Lignin-adapted Municipal Green Waste Compost Cultures
To test a different set of selective conditions, we adapted the municipal green waste compost community to various types of purified lignin as the sole carbon source under aerobic conditions, to select for microbes specialized in the deconstruction and/or modification of lignin (Table 1). The community was grown under aerobic conditions since many lignin-degrading enzymes use oxidative chemistry to depolymerize lignin. Three types of lignin were chosen as the carbon source: alkali lignin (AL), organosolv lignin (OL), and Indulin AT (IL). The AL is sulfonated and completely water-soluble with a MW range reported by Sigma Aldrich (St. Louis, MO) between 10,000 and 60,000. The OL is a mixture of soluble and insoluble lignin, indicating that it may have higher MW fragments of lignin than the AL. The IL is unsulfonated and completely insoluble (the soluble fraction was removed by water extraction), and therefore is likely to contain only high MW lignin. The range of water solubility and MW for these types of lignin is likely to facilitate the enrichment of microbes with a broad range of lignin-degrading attributes.

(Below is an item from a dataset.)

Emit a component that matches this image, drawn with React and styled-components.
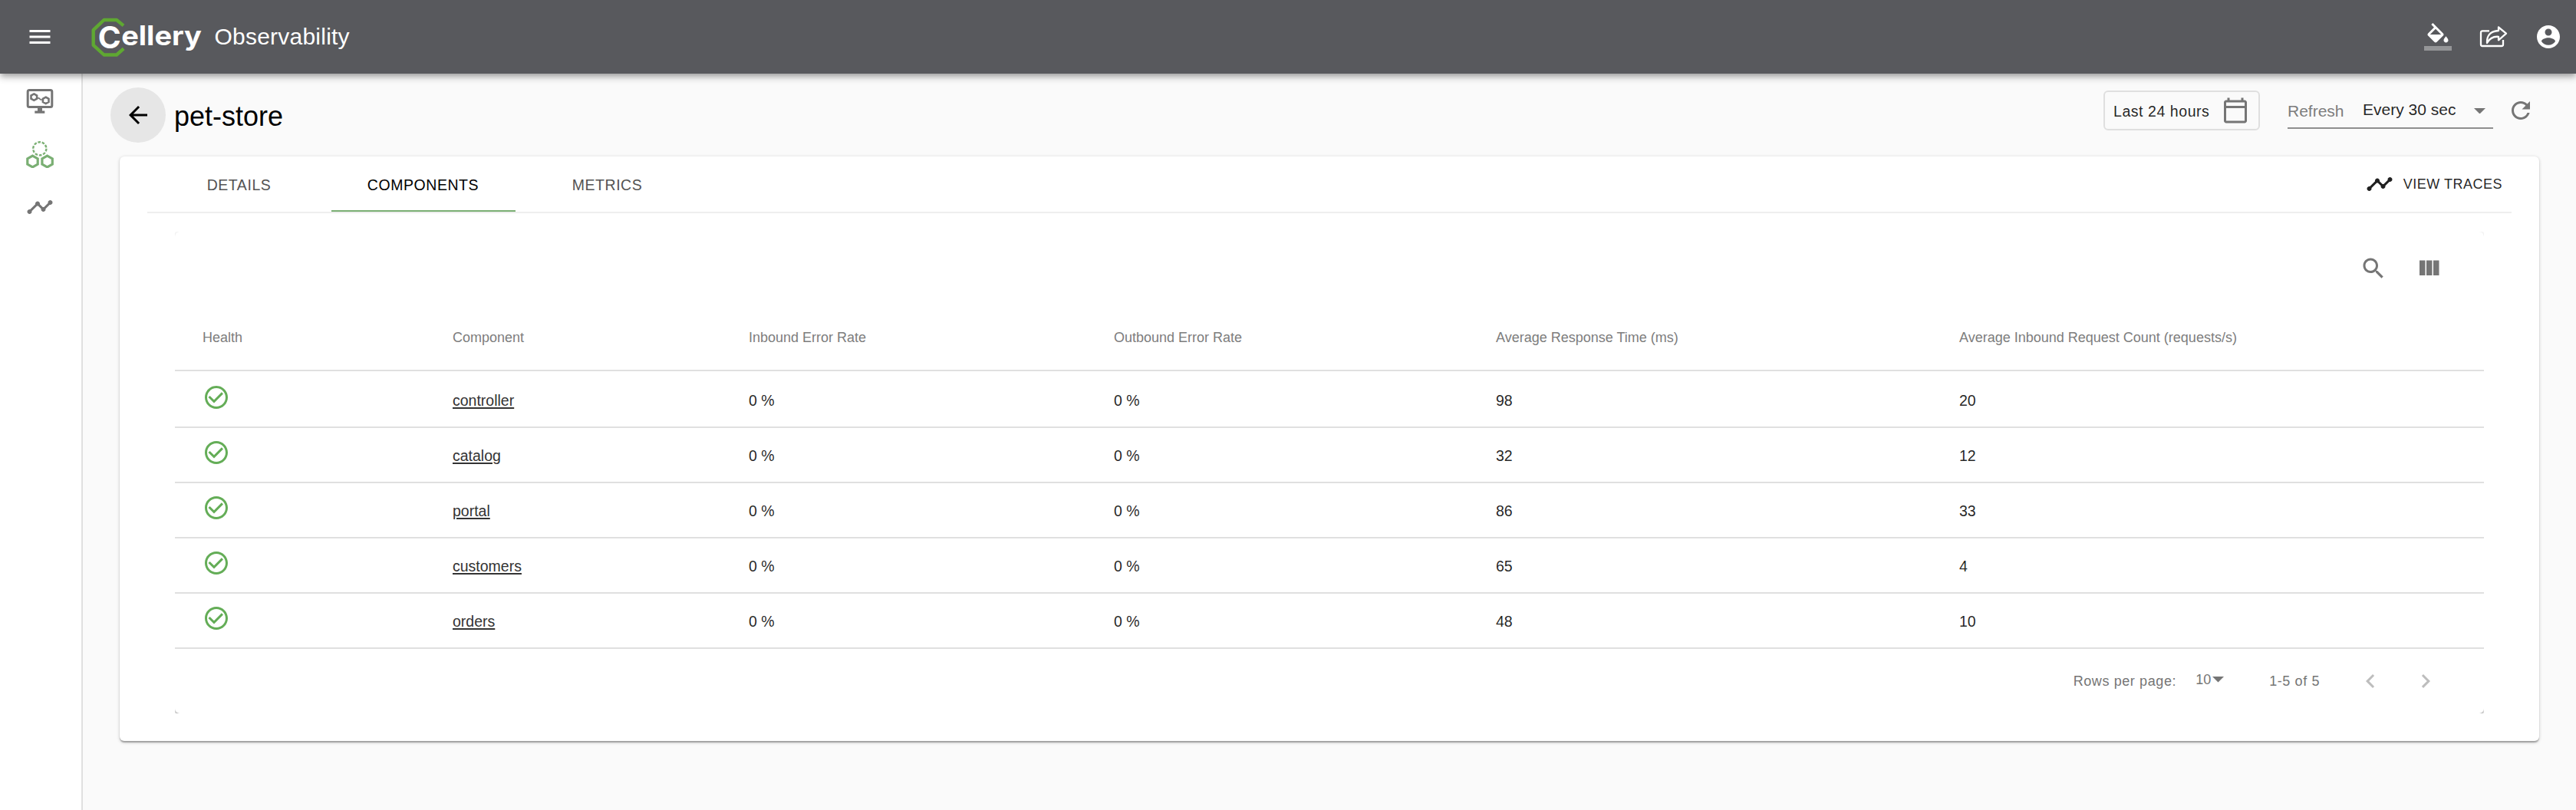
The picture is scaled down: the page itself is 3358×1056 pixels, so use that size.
import React from 'react';
import styled, { createGlobalStyle } from 'styled-components';

const GlobalStyle = createGlobalStyle`
  *, *::before, *::after { box-sizing: border-box; }
  html, body { margin: 0; padding: 0; }
  body {
    background: #fafafa;
    color: rgba(0, 0, 0, 0.87);
    font-family: "Liberation Sans", Arial, Helvetica, sans-serif;
  }
  button { font: inherit; color: inherit; background: none; border: 0; padding: 0; margin: 0; }
`;

const paths = {
  menu: 'M3 18h18v-2H3v2zm0-5h18v-2H3v2zm0-7v2h18V6H3z',
  account:
    'M12 2C6.48 2 2 6.48 2 12s4.48 10 10 10 10-4.48 10-10S17.52 2 12 2zm0 3c1.66 0 3 1.34 3 3s-1.34 3-3 3-3-1.34-3-3 1.34-3 3-3zm0 14.2c-2.5 0-4.71-1.28-6-3.22.03-1.99 4-3.08 6-3.08 1.99 0 5.97 1.09 6 3.08-1.29 1.94-3.5 3.22-6 3.22z',
  back: 'M20 11H7.83l5.59-5.59L12 4l-8 8 8 8 1.41-1.41L7.83 13H20v-2z',
  calendar:
    'M20 3h-1V1h-2v2H7V1H5v2H4c-1.1 0-2 .9-2 2v16c0 1.1.9 2 2 2h16c1.1 0 2-.9 2-2V5c0-1.1-.9-2-2-2zm0 18H4V10h16v11zm0-13H4V5h16v3z',
  refresh:
    'M17.65 6.35C16.2 4.9 14.21 4 12 4c-4.42 0-7.99 3.58-7.99 8s3.57 8 7.99 8c3.73 0 6.84-2.55 7.73-6h-2.08c-.82 2.33-3.04 4-5.65 4-3.31 0-6-2.69-6-6s2.69-6 6-6c1.66 0 3.14.69 4.22 1.78L13 11h7V4l-2.35 2.35z',
  timeline:
    'M23 8c0 1.1-.9 2-2 2-.18 0-.35-.02-.51-.07l-3.56 3.55c.05.16.07.34.07.52 0 1.1-.9 2-2 2s-2-.9-2-2c0-.18.02-.36.07-.52l-2.55-2.55c-.16.05-.34.07-.52.07s-.36-.02-.52-.07l-4.55 4.56c.05.16.07.33.07.51 0 1.1-.9 2-2 2s-2-.9-2-2 .9-2 2-2c.18 0 .35.02.51.07l4.56-4.55C8.02 9.36 8 9.18 8 9c0-1.1.9-2 2-2s2 .9 2 2c0 .18-.02.36-.07.52l2.55 2.55c.16-.05.34-.07.52-.07s.36.02.52.07l3.55-3.56C19.02 8.35 19 8.18 19 8c0-1.1.9-2 2-2s2 .9 2 2z',
  search:
    'M15.5 14h-.79l-.28-.27C15.41 12.59 16 11.11 16 9.5 16 5.91 13.09 3 9.5 3S3 5.91 3 9.5 5.91 16 9.5 16c1.61 0 3.09-.59 4.23-1.57l.27.28v.79l5 4.99L20.49 19l-4.99-5zm-6 0C7.01 14 5 11.99 5 9.5S7.01 5 9.5 5 14 7.01 14 9.5 11.99 14 9.5 14z',
  columns: 'M10 18h5V5h-5v13zm-6 0h5V5H4v13zM16 5v13h5V5h-5z',
  healthy:
    'M16.59 7.58L10 14.17l-3.59-3.58L5 12l5 5 8-8zM12 2C6.48 2 2 6.48 2 12s4.48 10 10 10 10-4.48 10-10S17.52 2 12 2zm0 18c-4.42 0-8-3.58-8-8s3.58-8 8-8 8 3.58 8 8-3.58 8-8 8z',
  left: 'M15.41 7.41L14 6l-6 6 6 6 1.41-1.41L10.83 12z',
  right: 'M10 6L8.59 7.41 13.17 12l-4.58 4.58L10 18l6-6z',
};

const IconSvg = styled.svg`
  display: block;
  flex: none;
  width: 36px;
  height: 36px;
  fill: currentColor;
`;

const Icon = ({ name }) => (
  <IconSvg viewBox="0 0 24 24" aria-hidden="true">
    <path d={paths[name]} />
  </IconSvg>
);

const CaretSvg = styled.svg`
  display: block;
  flex: none;
  width: 15px;
  height: 7.5px;
  fill: #757575;
`;

const Caret = () => (
  <CaretSvg viewBox="7 10 10 5" aria-hidden="true">
    <path d="M7 10l5 5 5-5z" />
  </CaretSvg>
);

/* ---------- App bar ---------- */

const AppBar = styled.header`
  position: relative;
  z-index: 2;
  display: flex;
  align-items: center;
  height: 96px;
  padding: 0 18px 0 34px;
  background: #58595d;
  color: #fff;
  box-shadow: 0 3px 6px -1.5px rgba(0, 0, 0, 0.2), 0 6px 7.5px rgba(0, 0, 0, 0.14),
    0 1.5px 15px rgba(0, 0, 0, 0.12);
`;

const Logo = styled.svg`
  display: block;
  width: 150px;
  height: 56px;
  margin-left: 43.5px;
  overflow: visible;
`;

const Product = styled.span`
  margin-left: 16px;
  font-size: 30px;
  line-height: 40px;
  letter-spacing: 0.225px;
  white-space: nowrap;
`;

const AppActions = styled.div`
  display: flex;
  align-items: center;
  gap: 36px;
  margin-left: auto;
`;

const CelleryLogo = () => (
  <Logo viewBox="0 0 150 56" role="img" aria-label="Cellery">
    <path
      d="M47 13.4 L38 6 H21.500 L7.700 19.200 V38.800 L21.500 51.500 H38 L47.200 43.300"
      fill="none"
      stroke="#5fa832"
      strokeWidth="4.400"
      strokeLinejoin="round"
    />
    <text fill="#fff" fontFamily="Inter, sans-serif" fontWeight="700">
      <tspan x="13.800" y="43" fontSize="40" textLength="30" lengthAdjust="spacingAndGlyphs">
        C
      </tspan>
      <tspan x="44.200" y="38.800" fontSize="35" textLength="104.800" lengthAdjust="spacingAndGlyphs">
        ellery
      </tspan>
    </text>
  </Logo>
);

const FillIcon = () => (
  <IconSvg viewBox="0 0 24 24" aria-hidden="true">
    <path d="M16.56 8.94L7.62 0 6.21 1.41l2.38 2.38-5.15 5.15c-.59.59-.59 1.54 0 2.12l5.5 5.5c.29.29.68.44 1.06.44s.77-.15 1.06-.44l5.5-5.5c.59-.58.59-1.53 0-2.12zM5.21 10L10 5.21 14.79 10H5.21zM19 11.5s-2 2.17-2 3.5c0 1.1.9 2 2 2s2-.9 2-2c0-1.33-2-3.5-2-3.5z" />
    <path fillOpacity=".36" d="M0 20h24v4H0z" />
  </IconSvg>
);

const ShareIcon = () => (
  <IconSvg viewBox="0 0 36 36" aria-hidden="true" overflow="visible">
    <g fill="none" stroke="currentColor" strokeWidth="2.300" strokeLinejoin="round">
      <path d="M13 10.3H4a2 2 0 0 0-2 2V28a2 2 0 0 0 2 2h25a2 2 0 0 0 2-2v-6" />
      <path d="M25 5.500l10 8.200-10 8.600v-4.500c-7-.6-11.500 1.800-15 8.200C9.500 17 14 10.500 25 10z" />
    </g>
  </IconSvg>
);

/* ---------- Side navigation ---------- */

const Body = styled.div`
  display: flex;
  height: 960px;
`;

const SideNav = styled.nav`
  display: flex;
  flex-direction: column;
  gap: 33px;
  flex: none;
  width: 108px;
  padding: 18px 0 0 34px;
  background: #fff;
  border-right: 2px solid #e0e0e0;
`;

const NavItem = styled.a`
  display: block;
  color: ${(p) => (p.$active ? '#7aaf73' : '#757575')};
`;

const OverviewIcon = () => (
  <IconSvg viewBox="0 0 36 36" aria-hidden="true">
    <g fill="none" stroke="currentColor">
      <rect x="2.200" y="3.500" width="31.600" height="22" rx="2" strokeWidth="3" />
      <g strokeWidth="2.600">
        <path d="M10.300 8.400l3.800 2.100v4.200l-3.800 2.100-3.800-2.100v-4.200z" />
        <path d="M25.700 12.700l3.800 2.100v4.200l-3.800 2.100-3.800-2.100v-4.200z" />
        <path d="M14 13.500l3 .6 2 1.900h3" strokeWidth="1.700" />
      </g>
    </g>
    <path d="M15 26h6v4.500h3.300v3.200H11.300v-3.200H15z" />
  </IconSvg>
);

const CellsIcon = () => (
  <IconSvg viewBox="0 -1 36 36" aria-hidden="true">
    <g fill="none" stroke="currentColor">
      <circle cx="17.800" cy="9.800" r="8.600" strokeWidth="2.400" strokeDasharray="3.600 1.800" />
      <g strokeWidth="3.200">
        <path d="M8.500 19.200l6.700 3.700v7.200l-6.700 3.800-6.700-3.800v-7.200z" />
        <path d="M27.600 19.200l6.700 3.700v7.200l-6.700 3.800-6.700-3.800v-7.200z" />
      </g>
    </g>
  </IconSvg>
);

/* ---------- Page heading ---------- */

const Main = styled.main`
  flex: 1;
  min-width: 0;
`;

const PageBar = styled.div`
  display: flex;
  align-items: center;
  height: 108px;
  padding: 0 54px 0 36px;
`;

const BackButton = styled.button`
  display: grid;
  place-items: center;
  flex: none;
  width: 72px;
  height: 72px;
  border-radius: 50%;
  background: #e6e6e6;
  color: #000;
`;

const Title = styled.h1`
  margin: 0 0 0 11px;
  padding-top: 4px;
  color: #000;
  font-size: 36px;
  font-weight: 400;
  line-height: 48px;
`;

const Controls = styled.div`
  display: flex;
  align-items: flex-start;
  align-self: flex-start;
  margin: 22px 0 0 auto;
`;

const DateButton = styled.button`
  display: flex;
  align-items: center;
  justify-content: space-between;
  width: 204px;
  height: 52px;
  padding: 0 12px 0 11px;
  border: 2px solid #dfdfdf;
  border-radius: 6px;
  font-size: 19.5px;
  letter-spacing: 0.557px;
  white-space: nowrap;

  svg { color: #757575; margin-top: -1px; }
`;

const DateLabel = styled.span`
  padding-top: 2px;
`;

const RefreshSelect = styled.div`
  display: flex;
  align-items: center;
  width: 268px;
  height: 50px;
  margin: 0 18px 0 36px;
  padding-right: 10px;
  border-bottom: 2px solid #8f8f8f;
  font-size: 21px;
  white-space: nowrap;
`;

const RefreshLabel = styled.span`
  width: 98px;
  padding-top: 5px;
  color: #7d7d7d;
`;

const RefreshValue = styled.span`
  flex: 1;
  padding-top: 1px;
`;

const CaretSlot = styled.span`
  padding-top: 5px;
`;

const RefreshButton = styled.button`
  margin-top: 8px;
  color: #757575;
`;

/* ---------- Card and tabs ---------- */

const Card = styled.section`
  margin: 0 48px;
  padding: 0 36px 36px;
  border-radius: 6px;
  background: #fff;
  box-shadow: 0 1.5px 4.5px rgba(0, 0, 0, 0.2), 0 1.5px 1.5px rgba(0, 0, 0, 0.14),
    0 3px 1.5px -1.5px rgba(0, 0, 0, 0.12);
`;

const TabBar = styled.div`
  display: flex;
  height: 74px;
  border-bottom: 2px solid #eee;
`;

const Tab = styled.button`
  width: 240px;
  padding: 4px 1px 0 0;
  border-bottom: 2px solid ${(p) => (p.$active ? '#7aaf73' : 'transparent')};
  color: ${(p) => (p.$active ? '#000' : '#545454')};
  font-size: 19.5px;
  letter-spacing: 0.557px;
`;

const TracesButton = styled.button`
  display: flex;
  align-items: center;
  gap: 13px;
  margin-left: auto;
  padding-right: 12px;
  font-size: 18px;
  letter-spacing: 0.514px;
`;

/* ---------- Table ---------- */

const TableClip = styled.div`
  margin: 24px 36px 0;
  overflow: hidden;
`;

const TablePaper = styled.div`
  border-radius: 6px;
  background: #fff;
  box-shadow: 0 1.5px 4.5px rgba(0, 0, 0, 0.2), 0 1.5px 1.5px rgba(0, 0, 0, 0.14),
    0 3px 1.5px -1.5px rgba(0, 0, 0, 0.12);
`;

const TableToolbar = styled.div`
  display: flex;
  justify-content: flex-end;
  align-items: center;
  height: 96px;
  padding-right: 36px;
`;

const IconButton = styled.button`
  display: grid;
  place-items: center;
  width: 72px;
  height: 72px;
  color: ${(p) => (p.disabled ? '#bdbdbd' : '#757575')};
`;

const Table = styled.table`
  width: 100%;
  table-layout: fixed;
  border-collapse: separate;
  border-spacing: 0;
`;

const HeadCell = styled.th`
  width: ${(p) => p.$width}px;
  height: 86px;
  padding: 0 0 0 36px;
  border-bottom: 2px solid #e0e0e0;
  color: #7d7d7d;
  font-size: 18px;
  font-weight: 400;
  text-align: left;
  white-space: nowrap;
`;

const Row = styled.tr`
  height: 72px;

  &:first-child { height: 74px; }
  &:first-child > td { padding-top: 4px; }
`;

const Cell = styled.td`
  padding: 2px 0 0 36px;
  border-bottom: 2px solid #e0e0e0;
  font-size: 19.5px;
  line-height: 24px;
`;

const Health = styled.div`
  padding-bottom: 8px;
  color: #64ad57;
`;

const NameLink = styled.a`
  color: #333;
  text-decoration: underline;
  text-decoration-thickness: 2px;
  text-underline-offset: 2px;
`;

const Footer = styled.div`
  display: flex;
  align-items: center;
  justify-content: flex-end;
  height: 84px;
  padding-right: 40px;
  color: #757575;
  font-size: 18px;
  letter-spacing: 0.6px;
  white-space: nowrap;
`;

const PageSize = styled.div`
  display: flex;
  align-items: center;
  gap: 2px;
  margin: 0 59px 0 25px;
  padding-bottom: 4px;
  letter-spacing: 0;
`;

const Range = styled.span`
  margin-right: 30px;
`;

const columns = [
  { label: 'Health', width: 326 },
  { label: 'Component', width: 386 },
  { label: 'Inbound Error Rate', width: 476 },
  { label: 'Outbound Error Rate', width: 498 },
  { label: 'Average Response Time (ms)', width: 604 },
  { label: 'Average Inbound Request Count (requests/s)', width: 720 },
];

const components = [
  { name: 'controller', inbound: 0, outbound: 0, time: 98, count: 20 },
  { name: 'catalog', inbound: 0, outbound: 0, time: 32, count: 12 },
  { name: 'portal', inbound: 0, outbound: 0, time: 86, count: 33 },
  { name: 'customers', inbound: 0, outbound: 0, time: 65, count: 4 },
  { name: 'orders', inbound: 0, outbound: 0, time: 48, count: 10 },
];

const tabs = ['DETAILS', 'COMPONENTS', 'METRICS'];

export default function App() {
  return (
    <>
      <GlobalStyle />
      <AppBar>
        <Icon name="menu" />
        <CelleryLogo />
        <Product>Observability</Product>
        <AppActions>
          <FillIcon />
          <ShareIcon />
          <Icon name="account" />
        </AppActions>
      </AppBar>
      <Body>
        <SideNav>
          <NavItem><OverviewIcon /></NavItem>
          <NavItem $active><CellsIcon /></NavItem>
          <NavItem><Icon name="timeline" /></NavItem>
        </SideNav>
        <Main>
          <PageBar>
            <BackButton><Icon name="back" /></BackButton>
            <Title>pet-store</Title>
            <Controls>
              <DateButton>
                <DateLabel>Last 24 hours</DateLabel>
                <Icon name="calendar" />
              </DateButton>
              <RefreshSelect>
                <RefreshLabel>Refresh</RefreshLabel>
                <RefreshValue>Every 30 sec</RefreshValue>
                <CaretSlot><Caret /></CaretSlot>
              </RefreshSelect>
              <RefreshButton><Icon name="refresh" /></RefreshButton>
            </Controls>
          </PageBar>
          <Card>
            <TabBar>
              {tabs.map((tab) => (
                <Tab key={tab} $active={tab === 'COMPONENTS'}>{tab}</Tab>
              ))}
              <TracesButton>
                <Icon name="timeline" />
                VIEW TRACES
              </TracesButton>
            </TabBar>
            <TableClip>
              <TablePaper>
                <TableToolbar>
                  <IconButton><Icon name="search" /></IconButton>
                  <IconButton><Icon name="columns" /></IconButton>
                </TableToolbar>
                <Table>
                  <thead>
                    <tr>
                      {columns.map((c) => (
                        <HeadCell key={c.label} $width={c.width}>{c.label}</HeadCell>
                      ))}
                    </tr>
                  </thead>
                  <tbody>
                    {components.map((c) => (
                      <Row key={c.name}>
                        <Cell><Health><Icon name="healthy" /></Health></Cell>
                        <Cell><NameLink>{c.name}</NameLink></Cell>
                        <Cell>{c.inbound} %</Cell>
                        <Cell>{c.outbound} %</Cell>
                        <Cell>{c.time}</Cell>
                        <Cell>{c.count}</Cell>
                      </Row>
                    ))}
                  </tbody>
                </Table>
                <Footer>
                  <span>Rows per page:</span>
                  <PageSize>10<Caret /></PageSize>
                  <Range>1-5 of 5</Range>
                  <IconButton disabled><Icon name="left" /></IconButton>
                  <IconButton disabled><Icon name="right" /></IconButton>
                </Footer>
              </TablePaper>
            </TableClip>
          </Card>
        </Main>
      </Body>
    </>
  );
}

After five 2-week enrichments, the composition of each lignin-adapted microbial community was determined by SSU rRNA amplicon pyrosequencing. In the compost inoculum, a total of 391 different taxa were identified representing 24 bacterial and eukaryotic phyla. The diversity of the compost inoculum microbial community was reduced to 30, 98, and 136 taxa in the lignin-enriched cultures belonging to 15 bacterial phyla, with each of the three lignin-adapted cultures dominated by Alphaproteobacteria (Fig. 4b, Table 2). In general, eukaryotes were of minor abundance in both the compost inoculum and the lignin-adapted communities, with the exception of one taxon belonging to the Alveolata, which accounted for 2% of the microbial community in the OL enrichment.
Identifying the organisms shared between the three cultures may indicate which organisms are playing an active role in lignin modification and depolymerization. Eight phylotypes are common in all three lignin-amended cultures. Five of these phylotypes have cultured representatives: Paracoccus sp. Str. WB1, Mesorhizobium sp. Str. CCBAU 41182, brackish water isolate str. HINUF007, Rhizobium sp. str. RM1-2001, and Hyphomicrobium aestuarii str. DSM 1564. The other three phylotypes are most closely related to SSU rDNA clones recovered from environmental samples (water manure clone, aspen rhizosphere clone, and solid waste clone).
Again, the lignin-adapted communities showed a substantial decrease in microbial diversity compared to the native compost inoculum. The selective conditions were completely different from the switchgrass-adapted soil communities, yet both types of selection reduced the number of taxa compared to the respective native community, ranging from three- to 15-fold.